According to Joe Lee, Vice President of Asia Pacific & Japan at TigerGraph, GSQL can run any advanced analytics within the TigerGraph database itself, and this can simplify a client’s workflow by avoiding the unnecessary transfer of large quantities of data.

“The GSQL language offers commands for data loading which perform many of the same data conversion, mapping, filtering, and merging operations that are found in enterprise ETL systems. In essence, we can work with ETL solutions as well for loading data or use our own built-in SQL-like language to perform the functions,” said Lee.

Crypto and graphs

Bitcoin (or any other cryptocurrencies based on public blockchains) is a network structure, with groups of transactions “chained” together in blocks.

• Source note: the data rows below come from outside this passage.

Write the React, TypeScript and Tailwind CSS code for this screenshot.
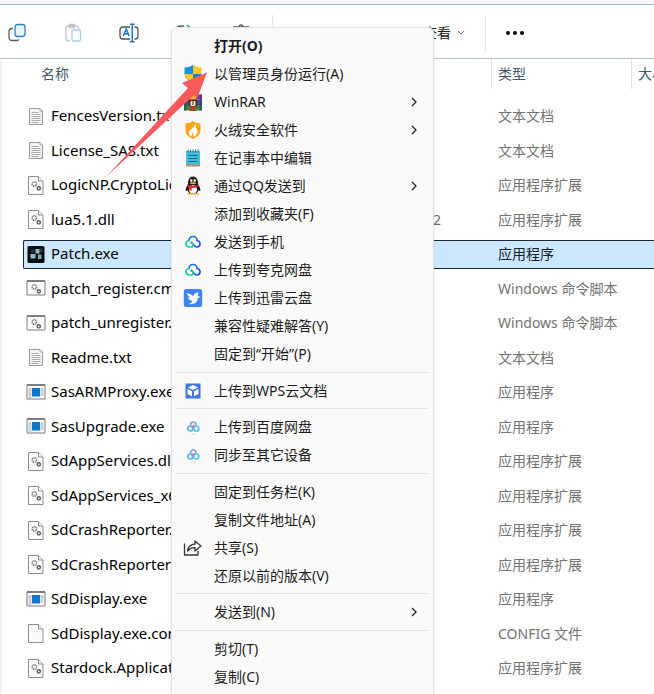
import React from "react";

const FONT = "font-['Noto_Sans','Noto_Sans_CJK_SC',sans-serif]";

type Kind = "txt" | "dll" | "patch" | "cmd" | "exe" | "file";

const files: { name: string; kind: Kind; type: string; date?: string; selected?: boolean }[] = [
  { name: "FencesVersion.txt", kind: "txt", type: "文本文档" },
  { name: "License_SAS.txt", kind: "txt", type: "文本文档" },
  { name: "LogicNP.CryptoLic", kind: "dll", type: "应用程序扩展" },
  { name: "lua5.1.dll", kind: "dll", type: "应用程序扩展", date: "2" },
  { name: "Patch.exe", kind: "patch", type: "应用程序", selected: true },
  { name: "patch_register.cmd", kind: "cmd", type: "Windows 命令脚本" },
  { name: "patch_unregister.cmd", kind: "cmd", type: "Windows 命令脚本" },
  { name: "Readme.txt", kind: "txt", type: "文本文档" },
  { name: "SasARMProxy.exe", kind: "exe", type: "应用程序" },
  { name: "SasUpgrade.exe", kind: "exe", type: "应用程序" },
  { name: "SdAppServices.dll", kind: "dll", type: "应用程序扩展" },
  { name: "SdAppServices_x64", kind: "dll", type: "应用程序扩展" },
  { name: "SdCrashReporter.", kind: "dll", type: "应用程序扩展" },
  { name: "SdCrashReporter64", kind: "dll", type: "应用程序扩展" },
  { name: "SdDisplay.exe", kind: "exe", type: "应用程序" },
  { name: "SdDisplay.exe.config", kind: "file", type: "CONFIG 文件" },
  { name: "Stardock.Applicat", kind: "dll", type: "应用程序扩展" },
  { name: "", kind: "cmd", type: "" },
];

function Gears() {
  return (
    <g fill="none" stroke="#777c80">
      <circle cx="8.300" cy="8" r="2.200" strokeWidth="1.500" strokeDasharray="1.200 .5" />
      <circle cx="12.800" cy="12.300" r="1.600" strokeWidth="1.500" stroke="#5c6064" />
    </g>
  );
}

function FileIcon({ kind }: { kind: Kind }) {
  return (
    <svg viewBox="0 0 20 19" className="h-[19px] w-5 shrink-0" aria-hidden="true">
      {kind === "txt" && (
        <g fill="#f4f4f4" stroke="#9a9a9a">
          <path d="M3.500 1.500H14l2.500 2.500V17.500H3.500z" />
          <path d="M14 1.500V4h2.500M5.500 5.500h7M5.500 7.500h9M5.500 9.500h9M5.500 11.500h9M5.500 13.500h9M5.500 15.500h7" strokeWidth=".8" />
        </g>
      )}
      {(kind === "dll" || kind === "file") && (
        <g fill="#fafafa" stroke="#8b8f92">
          <path d="M2.500 .5H12.500l4.500 4.500V18.500H2.500z" />
          <path d="M12.500 .5V5h4.500" />
        </g>
      )}
      {kind === "dll" && <Gears />}
      {kind === "cmd" && (
        <>
          <path d="M1 2h18v14H1z" fill="#fafafa" stroke="#7b7f82" />
          <path d="M1 2h18" stroke="#7b7f82" strokeWidth="2" />
          <Gears />
        </>
      )}
      {kind === "exe" && (
        <>
          <path d="M1 2h18v14H1z" fill="#fafafa" stroke="#7b7f82" />
          <path d="M1 2h18" stroke="#7b7f82" strokeWidth="2" />
          <path d="M2.500 6h3M2.500 8h3M2.500 10h3M2.500 12h3M2.500 14h3M14.500 6h3M14.500 8h3M14.500 10h3M14.500 12h3" stroke="#85a0b4" strokeWidth=".9" />
          <path d="M6 5h8v8.500H6z" fill="#0f76cc" />
        </>
      )}
      {kind === "patch" && (
        <>
          <rect x="1.500" y="1" width="17" height="17" rx="1.500" fill="#060b0d" />
          <path d="M9.500 4h4v4.500h-4zM4.500 9h5v4.500h-5z" fill="#8fc0c0" />
          <path d="M12 9.500h3.500V14H12z" fill="#7fa9a9" />
          <path d="M14 3.500h2.500V8H14zM5 4.500h3.500V8H5z" fill="#263638" />
        </>
      )}
    </svg>
  );
}

type MenuIconName = "shield" | "rar" | "huorong" | "note" | "qq" | "quark" | "xunlei" | "wps" | "baidu" | "share";

function MenuIcon({ name }: { name?: MenuIconName }) {
  return (
    <svg viewBox="0 0 20 20" className="size-5 shrink-0" aria-hidden="true">
      {name === "shield" && (
        <>
          <path d="M10 1Q6 3.500 1.500 3.500V9.500Q2 16 10 19z" fill="#1492dc" />
          <path d="M10 1q4 2.500 8.500 2.500V9.500Q18 16 10 19z" fill="#fcc81c" />
          <path d="M1.600 10H10v9Q3 16.500 1.600 10z" fill="#fcc81c" />
          <path d="M18.400 10H10v9q7-2.500 8.400-9z" fill="#1583ce" />
        </>
      )}
      {name === "rar" && (
        <>
          <path d="M1 2.500h18v5H1z" fill="#8c3aa0" />
          <path d="M1 7.500h18V13H1z" fill="#3556b0" />
          <path d="M1 13h18v5.500H1z" fill="#2e9145" />
          <path d="M1 2.500h2.500v16H1zM16.500 2.500H19v16h-2.500z" fill="#293047" opacity=".5" />
          <path d="M6.500 3h7v16h-7z" fill="#a44c28" />
          <path d="M7 3.500q0-2.500 3-2.500t3 2.500V8H7z" fill="#edaa35" />
          <rect x="5.500" y="7.500" width="9" height="7" rx="1.500" fill="#5c281b" />
          <rect x="7.500" y="9" width="5" height="5" rx="1" fill="#f4ead6" />
          <path d="M10 9v4" stroke="#9b5e2c" strokeWidth="1.500" />
        </>
      )}
      {name === "huorong" && (
        <>
          <path d="M2.500 3.500Q7 3 10 1q3 2 7.500 2.500V10q0 6-7.500 9-7.500-3-7.500-9z" fill="#f9a51a" />
          <path d="M12.500 3.500Q11.500 7 8 9.500q-3 2.500-1.500 5.500l2 1.800q-.5-3 2-4.800 0 3-.5 5 4.500-2 4.500-6-.5-2.500-1.500-3 .5-1.500-.5-4.500z" fill="#fff" />
        </>
      )}
      {name === "note" && (
        <>
          <path d="M3 3h14v14H3z" fill="#41bedb" />
          <path d="M3 16.500h14v2H3z" fill="#b39074" />
          <path d="M5 1.500v3M7.500 1.500v3M10 1.500v3M12.500 1.500v3M15 1.500v3" stroke="#31738b" />
          <path d="M5.500 7.500h9M5.500 10.500h9M5.500 13.500h9" stroke="#17697f" strokeWidth="1.200" />
        </>
      )}
      {name === "qq" && (
        <>
          <path d="M5 8q0-7.500 5-7.500T15 8q2.500 3.500 2.500 6.500-1 1-2-.5-1 4-5.500 4t-5.500-4q-1 1.500-2 .5Q2.500 11.500 5 8z" fill="#17171b" />
          <ellipse cx="10" cy="13.500" rx="4" ry="4.300" fill="#fff" />
          <ellipse cx="8.300" cy="4.500" rx="1.200" ry="1.600" fill="#fff" />
          <ellipse cx="11.700" cy="4.500" rx="1.200" ry="1.600" fill="#fff" />
          <ellipse cx="10" cy="7.300" rx="3.200" ry="1" fill="#f7a719" />
          <path d="M4.800 8.500q5.200 3 10.400 0l.5 2q-3 1.700-7 1.500v2.500H6.500v-3l-2-1z" fill="#e7252d" />
          <path d="M4 18.500q0-1.500 3-1.500t3 1.500zM10 18.500q0-1.500 3-1.500t3 1.500z" fill="#f3a01d" />
        </>
      )}
      {name === "quark" && (
        <g fill="none" strokeWidth="1.700" strokeLinecap="round">
          <path d="M6 8.500Q6.300 4.500 10 4.500T14 8.500" stroke="#1f73ee" />
          <path d="M14 8.500q3 .3 3 3.300T14 15q-1.700 0-3.500-2.200L8.500 10.500" stroke="#2455e9" />
          <path d="M6 8.500q-3 .5-3 3.300T6 15h2q2 0 2-2T8 11" stroke="#1dd49a" />
        </g>
      )}
      {name === "xunlei" && (
        <>
          <rect x=".8" y="1" width="18.400" height="18" rx="2.500" fill="#3f83f3" />
          <path d="M3.500 5Q7.500 5.500 10 8q1.500-3 5.500-4-1 2.500-.8 4l2.800.8-2.700 1.400Q14.500 14 11 15.500q-3 1-5 .5 3-1 3.500-3-3.500-.5-5-3.500l3 .3Q4.500 8 3.500 5z" fill="#fff" />
        </>
      )}
      {name === "wps" && (
        <>
          <path d="M2.500 2.500h15v15h-15z" fill="#3d79dd" />
          <path d="m10 4 5 2.500-5 2.500-5-2.500zM4.500 8l4.500 2.200v5L4.500 13zM15.500 8 11 10.200v5l4.500-2.200z" fill="#fff" />
        </>
      )}
      {name === "baidu" && (
        <g fill="none" strokeWidth="1.700">
          <circle cx="7.300" cy="11.500" r="2.500" stroke="#4fb9ef" />
          <circle cx="13.300" cy="11.500" r="2.500" stroke="#55c6ee" />
          <path d="M7.500 8.500Q7.500 5 10.300 5T13 8.500" stroke="#79a9de" />
          <path d="m8.500 10.500 3-2" stroke="#e36883" />
          <path d="M8 17h5" stroke="#dedede" strokeWidth="1" />
        </g>
      )}
      {name === "share" && (
        <g fill="none" stroke="#363636" strokeWidth="1.300" strokeLinejoin="round">
          <path d="M1.500 5.500v11.500H15V13" />
          <path d="M12 3v3Q5.500 6.500 4.500 13 7.500 9.500 12 9.700V13l6-5z" />
        </g>
      )}
    </svg>
  );
}

type Item = { label: string; icon?: MenuIconName; sub?: boolean; bold?: boolean };

const groups: Item[][] = [
  [
    { label: "打开(O)", bold: true },
    { label: "以管理员身份运行(A)", icon: "shield" },
    { label: "WinRAR", icon: "rar", sub: true },
    { label: "火绒安全软件", icon: "huorong", sub: true },
    { label: "在记事本中编辑", icon: "note" },
    { label: "通过QQ发送到", icon: "qq", sub: true },
    { label: "添加到收藏夹(F)" },
    { label: "发送到手机", icon: "quark" },
    { label: "上传到夸克网盘", icon: "quark" },
    { label: "上传到迅雷云盘", icon: "xunlei" },
    { label: "兼容性疑难解答(Y)" },
    { label: "固定到“开始”(P)" },
  ],
  [{ label: "上传到WPS云文档", icon: "wps" }],
  [
    { label: "上传到百度网盘", icon: "baidu" },
    { label: "同步至其它设备", icon: "baidu" },
  ],
  [
    { label: "固定到任务栏(K)" },
    { label: "复制文件地址(A)" },
    { label: "共享(S)", icon: "share" },
    { label: "还原以前的版本(V)" },
  ],
  [{ label: "发送到(N)", sub: true }],
  [{ label: "剪切(T)" }, { label: "复制(C)" }, { label: "" }],
];

function ContextMenu() {
  return (
    <div role="menu" className="absolute left-[171px] top-[27px] z-10 w-[263px] rounded-t-md border border-[#e3e3e3] bg-[#fafafa] px-1 shadow-sm">
      {groups.map((items, g) => (
        <div key={g} role="group" className="border-t border-[#e5e5e5] pt-1 first:border-t-0 odd:pb-1 even:pb-[3px]">
          {items.map((item, i) => (
            <button
              key={i}
              role="menuitem"
              className={`flex h-7 w-full items-center pl-[7px] pr-3 text-left text-sm text-[#1c1c1c] ${item.bold ? "font-bold" : ""}`}
            >
              <MenuIcon name={item.icon} />
              <span className="ml-[11px] flex-1 whitespace-nowrap">{item.label}</span>
              {item.sub && (
                <svg viewBox="0 0 6 10" className="h-2.5 w-1.5" fill="none" stroke="#222" strokeWidth="1.300" aria-hidden="true">
                  <path d="m1 1 4 4-4 4" />
                </svg>
              )}
            </button>
          ))}
        </div>
      ))}
    </div>
  );
}

function ToolButton({ label, children }: { label: string; children: React.ReactNode }) {
  return (
    <button aria-label={label} className="flex h-9 w-14 shrink-0 items-center justify-center">
      <svg viewBox="0 0 20 20" className="size-5" fill="none" strokeWidth="1.300" aria-hidden="true">
        {children}
      </svg>
    </button>
  );
}

function Toolbar() {
  return (
    <div className="flex h-[54px] items-center border-b border-[#b3bec4] bg-white pt-0.5">
      <div className="-ml-[11px] flex shrink-0">
        <ToolButton label="复制">
          <path d="M6 5.500H5q-2.500 0-3 2.500v6q0 3.500 3 3.500h5q1.500 0 2-1" stroke="#5a5d60" />
          <rect x="8" y="1.500" width="10" height="12" rx="2.500" stroke="#2f80bf" fill="#e7f2fb" />
        </ToolButton>
        <ToolButton label="粘贴">
          <path d="M7 17.500H4.500Q3 17.500 3 16V4.500Q3 3 4.500 3H14q1.500 0 1.500 1.500V6M6.500 1.500h5v3h-5z" stroke="#c3c6c8" />
          <rect x="9" y="7" width="8.500" height="11" rx="1.500" stroke="#a9cfe9" fill="#fafdff" />
        </ToolButton>
        <ToolButton label="重命名">
          <path d="M11 4H4Q1 4 1 7v6q0 3 3 3h7M15.500 4H16q3 0 3 3v6q0 3-3 3h-.5" stroke="#4e5256" />
          <path d="M13.300 1.500v17M11 1.200h4.600M11 18.800h4.600M4.300 13l2.900-7 2.900 7M5.200 10.700h4" stroke="#1673c8" strokeWidth="1.500" />
        </ToolButton>
        <ToolButton label="共享">
          <path d="M9 3H5Q2 3 2 6v9h13" stroke="#5a5d60" />
          <path d="m12 2 6 5-6 5" stroke="#209084" />
        </ToolButton>
        <ToolButton label="删除">
          <path d="M2 4h16M8 4q0-2 2-2t2 2M4 4l1 14h10l1-14" stroke="#5a5d60" />
        </ToolButton>
      </div>
      <div className="ml-[3px] h-9 w-px bg-[#e6e6e6]" />
      <div className="flex-none basis-[150px]" />
      <button className="flex items-center gap-1.5 text-sm text-[#222]">
        查看
        <svg viewBox="0 0 8 6" className="h-1.5 w-2" fill="none" stroke="#777" aria-hidden="true">
          <path d="m1 1 3 3 3-3" />
        </svg>
      </button>
      <div className="ml-5 h-9 w-px bg-[#e6e6e6]" />
      <button aria-label="更多" className="ml-5 flex h-9 items-center gap-[3px]">
        <span className="size-1 rounded-full bg-black" />
        <span className="size-1 rounded-full bg-black" />
        <span className="size-1 rounded-full bg-black" />
      </button>
    </div>
  );
}

function FileTable() {
  return (
    <table className="w-full table-fixed border-separate border-spacing-0 text-sm">
      <colgroup>
        <col className="w-[21px]" />
        <col className="w-[381px]" />
        <col className="w-[87px]" />
        <col className="w-[140px]" />
        <col />
      </colgroup>
      <thead>
        <tr className="h-[30px] text-left text-[#43586c]">
          <th />
          <th className="p-0 pl-[18px] font-normal">名称</th>
          <th />
          <th className="border-l border-[#e0e3e5] p-0 pl-[6px] font-normal">类型</th>
          <th className="overflow-hidden whitespace-nowrap border-l border-[#e0e3e5] p-0 pl-[6px] font-normal">大小</th>
        </tr>
        <tr className="h-[10px]"><th colSpan={5} className="p-0" /></tr>
      </thead>
      <tbody>
        {files.map((f, i) => {
          const cell = f.selected ? "border-y border-[#1b2933] bg-[#cce8ff]" : "";
          return (
            <tr key={i} className="odd:h-[34px] even:h-[35px]">
              <td className="p-0" />
              <td className="p-0">
                <div className={`flex h-[29px] items-center gap-[5px] overflow-hidden whitespace-nowrap text-[15px] text-black ${f.selected ? "rounded-l-xs border-l pl-0.5" : "pl-[3px]"} ${cell}`}>
                  <FileIcon kind={f.kind} />
                  {f.name}
                </div>
              </td>
              <td className="p-0">
                <div className={`flex h-[29px] items-center pl-[29px] text-[#6b6b6b] ${cell}`}>{f.date}</div>
              </td>
              <td className="p-0">
                <div className={`flex h-[29px] items-center whitespace-nowrap pl-[7px] ${cell} ${f.selected ? "text-[#14202a]" : "text-[#737373]"}`}>{f.type}</div>
              </td>
              <td className="p-0">
                <div className={`h-[29px] ${cell}`} />
              </td>
            </tr>
          );
        })}
      </tbody>
    </table>
  );
}

export default function App() {
  return (
    <div className={`relative h-screen overflow-hidden bg-white ${FONT}`}>
      <div className="h-[5px] border-b border-[#a9c1cb] bg-[#f0f5f9]" />
      <Toolbar />
      <div className="border-l-2 border-[#f2f3f4]">
        <FileTable />
      </div>
      <ContextMenu />
      <svg viewBox="0 0 110 110" className="pointer-events-none absolute left-[100px] top-[70px] z-20 size-[110px]" aria-hidden="true">
        <path d="M107 2.500 82 13 88 18 6 107 94 25 97 28.500z" fill="#fb5a5a" />
      </svg>
    </div>
  );
}
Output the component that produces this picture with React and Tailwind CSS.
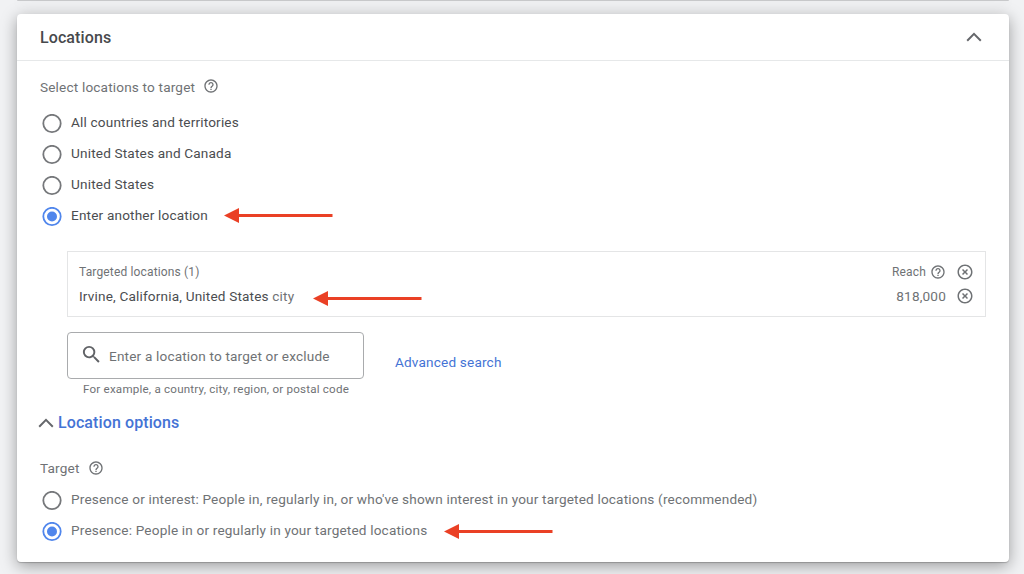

This allows the capture of the flow of funds between sender and receiver addresses.

With TigerGraph, Merkle Science was able to create schemas that better capture the different attributes of the blockchain, like making connections between addresses and transactions to make them relevant for its clients’ business use cases. 

According to Nirmal AK, cryptocurrency businesses offer a classic use case for graph analytics, where the data involved is unstructured and constantly changing. “Crypto and blockchain will continue scaling, and as it grows, the ecosystem around it will multiply. Derivatives, credit, and insurance are all industries in which companies will need similar types of risk management,” says Nirmal AK.

“Graph technologies are relatively nascent, having been around for less than 15 years. We are at the cusp of its possibilities, and personally, I’m excited for further developments in this space as data generation shows no signs of stopping,” he concludes.